→ **Problem description**
Copy whichever lines contain the string "index".

— begin Dataset extract —

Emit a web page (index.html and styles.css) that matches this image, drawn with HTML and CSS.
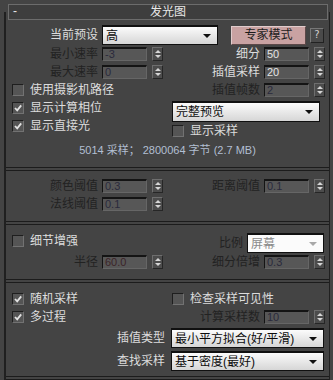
FILE: index.html
```html
<!DOCTYPE html>
<html lang="zh-CN">
<head>
    <meta charset="UTF-8">
    <meta name="viewport" content="width=device-width, initial-scale=1.0">
    <title>发光图</title>
    <link rel="stylesheet" href="styles.css">
</head>
<body>
    <div class="rollout">
        <div class="rollout-title">
            <span class="collapse">-</span>
            <span class="title-text">发光图</span>
        </div>

        <!-- basic parameters -->
        <div class="group g-basic">
            <div class="row-top">
                <label class="lbl lbl-left">当前预设</label>
                <div class="dropdown dd-preset"><span>高</span><i class="arrow"></i></div>
                <button class="expert">专家模式</button>
                <button class="help">?</button>
            </div>
            <div class="cols">
                <div class="col col-left">
                    <div class="field"><label class="lbl lbl-left dim">最小速率</label><div class="num off">-3</div><div class="spin"></div></div>
                    <div class="field"><label class="lbl lbl-left dim">最大速率</label><div class="num off">0</div><div class="spin"></div></div>
                    <div class="check"><span class="box"></span>使用摄影机路径</div>
                    <div class="check"><span class="box on"><svg viewBox="0 0 10 10"><path d="M2 5 L4.2 7.4 L8.2 2.4"/></svg></span>显示计算相位</div>
                    <div class="check"><span class="box on"><svg viewBox="0 0 10 10"><path d="M2 5 L4.2 7.4 L8.2 2.4"/></svg></span>显示直接光</div>
                </div>
                <div class="col col-right">
                    <div class="field"><label class="lbl lbl-right">细分</label><div class="num">50</div><div class="spin"></div></div>
                    <div class="field"><label class="lbl lbl-right">插值采样</label><div class="num">20</div><div class="spin"></div></div>
                    <div class="field"><label class="lbl lbl-right dim">插值帧数</label><div class="num off">2</div><div class="spin"></div></div>
                    <div class="dropdown dd-mode"><span>完整预览</span><i class="arrow"></i></div>
                    <div class="check"><span class="box"></span>显示采样</div>
                </div>
            </div>
            <div class="stats">5014 采样； 2800064 字节 (2.7 MB)</div>
        </div>
        <div class="sep"></div>

        <!-- thresholds -->
        <div class="group g-thresh">
            <div class="cols">
                <div class="col col-left">
                    <div class="field"><label class="lbl lbl-left dim">颜色阈值</label><div class="num off">0.3</div><div class="spin"></div></div>
                    <div class="field"><label class="lbl lbl-left dim">法线阈值</label><div class="num off">0.1</div><div class="spin"></div></div>
                </div>
                <div class="col col-right">
                    <div class="field"><label class="lbl lbl-right dim">距离阈值</label><div class="num off">0.1</div><div class="spin"></div></div>
                </div>
            </div>
        </div>
        <div class="sep"></div>

        <!-- detail enhancement -->
        <div class="group g-detail">
            <div class="cols">
                <div class="col col-left">
                    <div class="check detail-row"><span class="box"></span>细节增强</div>
                    <div class="field"><label class="lbl lbl-left dim">半径</label><div class="num off red">60.0</div><div class="spin"></div></div>
                </div>
                <div class="col col-right">
                    <div class="scale-row">
                        <label class="lbl dim">比例</label>
                        <div class="dropdown dd-scale disabled"><span>屏幕</span><i class="arrow"></i></div>
                    </div>
                    <div class="field"><label class="lbl lbl-right dim">细分倍增</label><div class="num off">0.3</div><div class="spin"></div></div>
                </div>
            </div>
        </div>
        <div class="sep"></div>

        <!-- sampling -->
        <div class="group g-sample">
            <div class="cols">
                <div class="col col-left">
                    <div class="check"><span class="box on"><svg viewBox="0 0 10 10"><path d="M2 5 L4.2 7.4 L8.2 2.4"/></svg></span>随机采样</div>
                    <div class="check"><span class="box on"><svg viewBox="0 0 10 10"><path d="M2 5 L4.2 7.4 L8.2 2.4"/></svg></span>多过程</div>
                </div>
                <div class="col col-right">
                    <div class="check"><span class="box"></span>检查采样可见性</div>
                    <div class="field"><label class="lbl lbl-right dim">计算采样数</label><div class="num off">10</div><div class="spin"></div></div>
                </div>
            </div>
            <div class="wide-row first">
                <label class="lbl lbl-wide">插值类型</label>
                <div class="dropdown dd-wide"><span>最小平方拟合(好/平滑)</span><i class="arrow"></i></div>
            </div>
            <div class="wide-row">
                <label class="lbl lbl-wide">查找采样</label>
                <div class="dropdown dd-wide"><span>基于密度(最好)</span><i class="arrow"></i></div>
            </div>
        </div>
        <div class="sep"></div>
    </div>
</body>
</html>
```

FILE: styles.css
```css
* {
    box-sizing: border-box;
}

body {
    margin: 0;
    background-color: #444444;
    color: #dcdcdc;
    font-family: "Liberation Sans", "Noto Sans CJK SC", sans-serif;
    font-size: 12px;
    line-height: 14px;
    overflow: hidden;
}

.rollout {
    display: flex;
    flex-direction: column;
    margin: 12px 3px 0 4px;
    border-left: 2px solid #202020;
    border-right: 1px solid #202020;
    height: 368px;
}

.rollout-title {
    display: flex;
    align-items: center;
    justify-content: center;
    position: relative;
    height: 16px;
    margin: -8px 1px 0 2px;
    background-color: #3e3e3e;
    border: 1px solid #6c6c6c;
    color: #e8e8e8;
}

.collapse {
    position: absolute;
    left: 4px;
    top: 0;
    line-height: 13px;
}

.title-text {
    line-height: 14px;
}

/* groups */

.group {
    display: flex;
    flex-direction: column;
}

.g-basic {
    padding: 5px 0 9px;
}

.g-thresh {
    padding: 6px 0 8px;
}

.g-detail {
    padding: 8px 0 8px;
}

.g-sample {
    padding: 7px 0 5px;
}

.sep {
    height: 4px;
    flex-shrink: 0;
    border-top: 1px solid #1c1c1c;
    border-bottom: 1px solid #1c1c1c;
}

.cols {
    display: flex;
}

.col {
    display: flex;
    flex-direction: column;
}

.col-left {
    width: 166px;
}

.col-right {
    flex: 1;
}

/* labels */

.lbl {
    white-space: nowrap;
    margin-right: 4px;
}

.lbl-left {
    width: 92px;
    text-align: right;
}

.lbl-right {
    width: 88px;
    text-align: right;
}

.lbl-wide {
    width: 159px;
    text-align: right;
    margin-right: 6px;
}

.dim {
    color: #222222;
}

/* top row */

.row-top {
    display: flex;
    align-items: center;
    height: 20px;
}

.expert {
    width: 75px;
    height: 19px;
    margin-left: 13px;
    padding: 0;
    font: inherit;
    line-height: 14px;
    color: #1c1c1c;
    background-color: #c9a2a2;
    border: 1px solid;
    border-color: #e0cccc #5c4848 #5c4848 #e0cccc;
}

.help {
    width: 14px;
    height: 15px;
    margin-left: 4px;
    padding: 0;
    font-family: "DejaVu Sans", sans-serif;
    font-size: 10px;
    line-height: 12px;
    color: #cfcfcf;
    background-color: #4a4a4a;
    border: 1px solid;
    border-color: #777777 #222222 #222222 #777777;
}

/* numeric fields */

.field {
    display: flex;
    align-items: center;
    height: 18px;
}

.num {
    width: 45px;
    height: 14px;
    padding-left: 2px;
    font-size: 11px;
    line-height: 11px;
    color: #e4e4e4;
    background-color: #575757;
    border-top: 2px solid #141414;
    border-left: 1px solid #141414;
    border-right: 1px solid #666666;
    border-bottom: 1px solid #666666;
}

.num.off {
    color: #2a2a3c;
}

.num.red {
    color: #3c2428;
}

.spin {
    display: flex;
    flex-direction: column;
    align-items: center;
    justify-content: space-around;
    width: 11px;
    height: 14px;
    margin-left: 5px;
    padding: 1px 0;
    background-color: #4c4c4c;
    border: 1px solid;
    border-color: #6e6e6e #262626 #262626 #6e6e6e;
}

.spin::before,
.spin::after {
    content: "";
    width: 0;
    height: 0;
    border-left: 3px solid transparent;
    border-right: 3px solid transparent;
}

.spin::before {
    border-bottom: 3px solid #d6d6d6;
}

.spin::after {
    border-top: 3px solid #d6d6d6;
}

/* checkboxes */

.check {
    display: flex;
    align-items: center;
    height: 18px;
    white-space: nowrap;
}

.col-left .check {
    padding-left: 6px;
}

.box {
    display: flex;
    align-items: center;
    justify-content: center;
    width: 12px;
    height: 12px;
    margin-right: 6px;
    background-color: #555555;
    border: 1px solid;
    border-color: #1e1e1e #727272 #727272 #1e1e1e;
}

.box svg {
    width: 10px;
    height: 10px;
}

.box path {
    fill: none;
    stroke: #e2e2e2;
    stroke-width: 1.8;
}

.detail-row {
    height: 20px;
    padding-bottom: 5px;
}

/* dropdowns */

.dropdown {
    display: flex;
    align-items: center;
    height: 20px;
    padding: 0 6px 0 3px;
    color: #0c0c0c;
    background: linear-gradient(#fbfbfb, #d6d6d6);
    border: 1px solid #101010;
    border-top-width: 2px;
    white-space: nowrap;
}

.dropdown span {
    flex: 1;
    line-height: 14px;
}

.arrow {
    width: 0;
    height: 0;
    border-left: 4px solid transparent;
    border-right: 4px solid transparent;
    border-top: 4px solid #101010;
}

.dd-preset {
    width: 116px;
}

.dd-mode {
    width: 148px;
    height: 21px;
    margin-top: 2px;
}

.dd-scale {
    width: 77px;
}

.dd-wide {
    width: 153px;
}

.dropdown.disabled {
    color: #8a8a8a;
    background: #fbfbfb;
}

.dropdown.disabled .arrow {
    border-top-color: #a8a8a8;
}

.scale-row {
    display: flex;
    align-items: center;
    justify-content: flex-end;
    height: 20px;
    padding-right: 5px;
}

.wide-row {
    display: flex;
    align-items: center;
    margin-top: 3px;
}

.wide-row.first {
    margin-top: 2px;
}

/* memory stats */

.stats {
    height: 16px;
    margin-top: 2px;
    text-align: center;
    font-size: 11px;
    line-height: 16px;
    color: #b2bfd2;
}
```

— end Dataset extract —

→ **Answer**
Emit a web page (index.html and styles.css) that matches this image, drawn with HTML and CSS.
FILE: index.html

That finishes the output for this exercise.